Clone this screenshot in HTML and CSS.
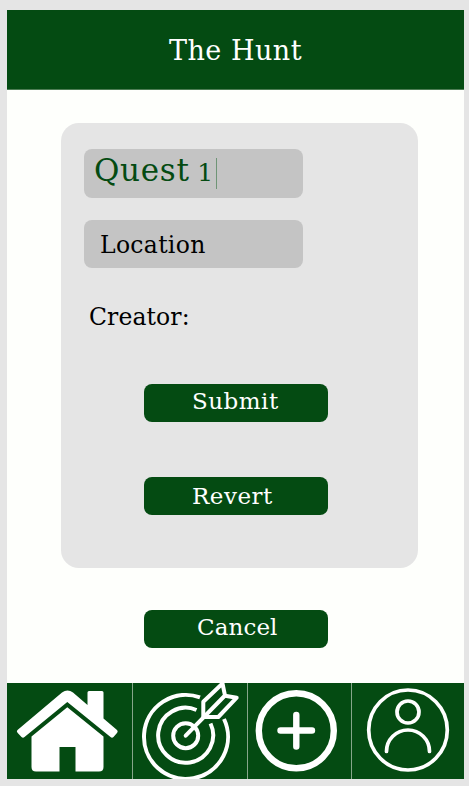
FILE: index.html
```html
<!DOCTYPE html>
<html lang="en">
<head>
<meta charset="utf-8">
<title>The Hunt</title>
<link rel="stylesheet" href="styles.css">
</head>
<body>
<div class="app">
  <header class="header"><h1 class="title">The Hunt</h1></header>
  <main class="main">
    <form class="card">
      <div class="field field-name"><span class="name">Quest <span class="digit">1</span></span><span class="caret"></span></div>
      <div class="field field-location"><span class="location">Location</span></div>
      <div class="creator"><span class="creator-text">Creator:</span></div>
      <button type="button" class="btn submit"><span>Submit</span></button>
      <button type="button" class="btn revert"><span>Revert</span></button>
    </form>
    <button type="button" class="btn cancel"><span>Cancel</span></button>
  </main>
  <nav class="nav">
    <a class="tab"><svg viewBox="0 675 125 104" width="125" height="104" aria-label="Home">
      <g transform="translate(-7 0)" fill="#fff">
        <path d="M17.500 730 L62 692.500 Q67.500 688.500 73 692.500 L87.500 705 V692.500 Q87.500 691 89 691 H102 Q103.500 691 103.500 692.500 V718.500 L117 730 Q118.300 731.300 117.200 732.700 L113.500 737 Q112 738.500 110.500 737 L67.300 702 L24.500 737 Q23 738.500 21.500 737 L17.500 732.700 Q16.200 731.300 17.500 730Z"/>
        <path d="M67.300 707.300 L103.500 736.500 V767 Q103.500 771.500 99 771.500 H75.500 V747 H59.500 V771.500 H36 Q31.500 771.500 31.500 767 V736.500Z"/>
      </g></svg></a>
    <a class="tab"><svg viewBox="0 675 114 104" width="114" height="104" aria-label="Quests">
      <g transform="translate(-133 0)" fill="none" stroke="#fff" stroke-width="4" stroke-linejoin="round">
        <path d="M200 697.300 A42 42 0 1 0 224 719"/>
        <path d="M196.500 710 A27.500 27.500 0 1 0 210.500 723.500"/>
        <circle cx="185.700" cy="735.700" r="12.500"/>
        <path d="M185.700 735.700 L224 696.500" stroke-linecap="round"/>
        <path d="M203.300 717 L203.300 701.700 L222.500 683.500 L225 695.700 L236.700 697.700 L218.300 717 Z"/>
      </g></svg></a>
    <a class="tab"><svg viewBox="0 675 103 104" width="103" height="104" aria-label="Add">
      <g transform="translate(-248 0)" fill="none" stroke="#fff" stroke-width="6.400" stroke-linecap="round">
        <circle cx="296.300" cy="730.800" r="37.500"/>
        <path d="M280.500 730.500 H312 M296.300 715 V746.500"/>
      </g></svg></a>
    <a class="tab"><svg viewBox="0 675 112 104" width="112" height="104" aria-label="Profile">
      <g transform="translate(-352 0)" fill="none" stroke="#fff" stroke-width="3.700" stroke-linecap="round">
        <ellipse cx="408" cy="730" rx="39.300" ry="40"/>
        <circle cx="408" cy="712" r="11"/>
        <path d="M386.500 751.500 A21.500 21.500 0 0 1 429.500 751.500"/>
      </g></svg></a>
  </nav>
</div>
</body>
</html>
```
FILE: styles.css
```css
* { box-sizing: border-box; }
body {
  margin: 0;
  height: 786px;
  padding: 10px 5px 7px 7px;
  background: #e5e5e5;
  font-family: "DejaVu Serif", serif;
  overflow: hidden;
}
.app {
  display: flex;
  flex-direction: column;
  width: 457px;
  height: 769px;
  background: #fefffc;
}
.header {
  height: 80px;
  display: flex;
  justify-content: center;
  background: #044b12;
  color: #fff;
  border-bottom: 1px solid #4d7d54;
}
.title { margin: 0; font-size: 27px; font-weight: 400; line-height: 82px; letter-spacing: 0.5px; white-space: nowrap; }
.main {
  height: 593px;
  padding: 33px 0 0 54px;
}
.card {
  width: 357px;
  height: 445px;
  padding: 26px 23px;
  border-radius: 18px;
  background: #e5e5e5;
}
.field {
  width: 219px;
  height: 49px;
  display: flex;
  align-items: center;
  border-radius: 8px;
  background: #c4c4c4;
}
.field-name { padding-left: 10px; color: #044b12; font-size: 31px; }
.name { width: 118px; line-height: 40px; margin-top: -4px; letter-spacing: 0.7px; word-spacing: -3px; white-space: nowrap; }
.digit { font-size: 25px; letter-spacing: 0; }
.caret { width: 1px; height: 31px; margin-left: 4px; background: #6f9576; }
.field-location { margin-top: 22px; height: 48px; padding: 2px 0 0 16px; font-size: 23.5px; letter-spacing: 0.3px; }
.creator { margin-top: 32px; height: 32px; padding-left: 5px; font-size: 23.5px; line-height: 35px; letter-spacing: 0.1px; }
.btn {
  display: flex;
  width: 183.5px;
  height: 38px;
  padding: 0 0 0 48px;
  border: 0;
  border-radius: 8px;
  background: #044b12;
  color: #fff;
  font-family: inherit;
  font-size: 23px;
  line-height: 34px;
  letter-spacing: 0.5px;
}
.submit { margin: 52px 0 0 60px; }
.revert { margin: 55px 0 0 60px; line-height: 38px; }
.cancel { margin: 42px 0 0 83px; padding-left: 53px; letter-spacing: 0.1px; }
.nav {
  display: grid;
  grid-template-columns: 125px 114px 103px 112px;
  column-gap: 1px;
  height: 96px;
  background: #86a68a;
}
.tab { background: #044b12; height: 96px; display: flex; align-items: flex-end; }
.tab svg { display: block; flex: none; }
```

■ ■ ■ ■ ■

_STATED PROBLEM:_
Quote the material word for word, dropping any images it holds.

_ANSWER TO THE EXERCISE:_
Clone this screenshot in HTML and CSS.
FILE: index.html
```html
<!DOCTYPE html>
<html lang="en">
<head>
<meta charset="utf-8">
<title>The Hunt</title>
<link rel="stylesheet" href="styles.css">
</head>
<body>
<div class="app">
  <header class="header"><h1 class="title">The Hunt</h1></header>
  <main class="main">
    <form class="card">
      <div class="field field-name"><span class="name">Quest <span class="digit">1</span></span><span class="caret"></span></div>
      <div class="field field-location"><span class="location">Location</span></div>
      <div class="creator"><span class="creator-text">Creator:</span></div>
      <button type="button" class="btn submit"><span>Submit</span></button>
      <button type="button" class="btn revert"><span>Revert</span></button>
    </form>
    <button type="button" class="btn cancel"><span>Cancel</span></button>
  </main>
  <nav class="nav">
    <a class="tab"><svg viewBox="0 675 125 104" width="125" height="104" aria-label="Home">
      <g transform="translate(-7 0)" fill="#fff">
        <path d="M17.500 730 L62 692.500 Q67.500 688.500 73 692.500 L87.500 705 V692.500 Q87.500 691 89 691 H102 Q103.500 691 103.500 692.500 V718.500 L117 730 Q118.300 731.300 117.200 732.700 L113.500 737 Q112 738.500 110.500 737 L67.300 702 L24.500 737 Q23 738.500 21.500 737 L17.500 732.700 Q16.200 731.300 17.500 730Z"/>
        <path d="M67.300 707.300 L103.500 736.500 V767 Q103.500 771.500 99 771.500 H75.500 V747 H59.500 V771.500 H36 Q31.500 771.500 31.500 767 V736.500Z"/>
      </g></svg></a>
    <a class="tab"><svg viewBox="0 675 114 104" width="114" height="104" aria-label="Quests">
      <g transform="translate(-133 0)" fill="none" stroke="#fff" stroke-width="4" stroke-linejoin="round">
        <path d="M200 697.300 A42 42 0 1 0 224 719"/>
        <path d="M196.500 710 A27.500 27.500 0 1 0 210.500 723.500"/>
        <circle cx="185.700" cy="735.700" r="12.500"/>
        <path d="M185.700 735.700 L224 696.500" stroke-linecap="round"/>
        <path d="M203.300 717 L203.300 701.700 L222.500 683.500 L225 695.700 L236.700 697.700 L218.300 717 Z"/>
      </g></svg></a>
    <a class="tab"><svg viewBox="0 675 103 104" width="103" height="104" aria-label="Add">
      <g transform="translate(-248 0)" fill="none" stroke="#fff" stroke-width="6.400" stroke-linecap="round">
        <circle cx="296.300" cy="730.800" r="37.500"/>
        <path d="M280.500 730.500 H312 M296.300 715 V746.500"/>
      </g></svg></a>
    <a class="tab"><svg viewBox="0 675 112 104" width="112" height="104" aria-label="Profile">
      <g transform="translate(-352 0)" fill="none" stroke="#fff" stroke-width="3.700" stroke-linecap="round">
        <ellipse cx="408" cy="730" rx="39.300" ry="40"/>
        <circle cx="408" cy="712" r="11"/>
        <path d="M386.500 751.500 A21.500 21.500 0 0 1 429.500 751.500"/>
      </g></svg></a>
  </nav>
</div>
</body>
</html>
```
FILE: styles.css
```css
* { box-sizing: border-box; }
body {
  margin: 0;
  height: 786px;
  padding: 10px 5px 7px 7px;
  background: #e5e5e5;
  font-family: "DejaVu Serif", serif;
  overflow: hidden;
}
.app {
  display: flex;
  flex-direction: column;
  width: 457px;
  height: 769px;
  background: #fefffc;
}
.header {
  height: 80px;
  display: flex;
  justify-content: center;
  background: #044b12;
  color: #fff;
  border-bottom: 1px solid #4d7d54;
}
.title { margin: 0; font-size: 27px; font-weight: 400; line-height: 82px; letter-spacing: 0.5px; white-space: nowrap; }
.main {
  height: 593px;
  padding: 33px 0 0 54px;
}
.card {
  width: 357px;
  height: 445px;
  padding: 26px 23px;
  border-radius: 18px;
  background: #e5e5e5;
}
.field {
  width: 219px;
  height: 49px;
  display: flex;
  align-items: center;
  border-radius: 8px;
  background: #c4c4c4;
}
.field-name { padding-left: 10px; color: #044b12; font-size: 31px; }
.name { width: 118px; line-height: 40px; margin-top: -4px; letter-spacing: 0.7px; word-spacing: -3px; white-space: nowrap; }
.digit { font-size: 25px; letter-spacing: 0; }
.caret { width: 1px; height: 31px; margin-left: 4px; background: #6f9576; }
.field-location { margin-top: 22px; height: 48px; padding: 2px 0 0 16px; font-size: 23.5px; letter-spacing: 0.3px; }
.creator { margin-top: 32px; height: 32px; padding-left: 5px; font-size: 23.5px; line-height: 35px; letter-spacing: 0.1px; }
.btn {
  display: flex;
  width: 183.5px;
  height: 38px;
  padding: 0 0 0 48px;
  border: 0;
  border-radius: 8px;
  background: #044b12;
  color: #fff;
  font-family: inherit;
  font-size: 23px;
  line-height: 34px;
  letter-spacing: 0.5px;
}
.submit { margin: 52px 0 0 60px; }
.revert { margin: 55px 0 0 60px; line-height: 38px; }
.cancel { margin: 42px 0 0 83px; padding-left: 53px; letter-spacing: 0.1px; }
.nav {
  display: grid;
  grid-template-columns: 125px 114px 103px 112px;
  column-gap: 1px;
  height: 96px;
  background: #86a68a;
}
.tab { background: #044b12; height: 96px; display: flex; align-items: flex-end; }
.tab svg { display: block; flex: none; }
```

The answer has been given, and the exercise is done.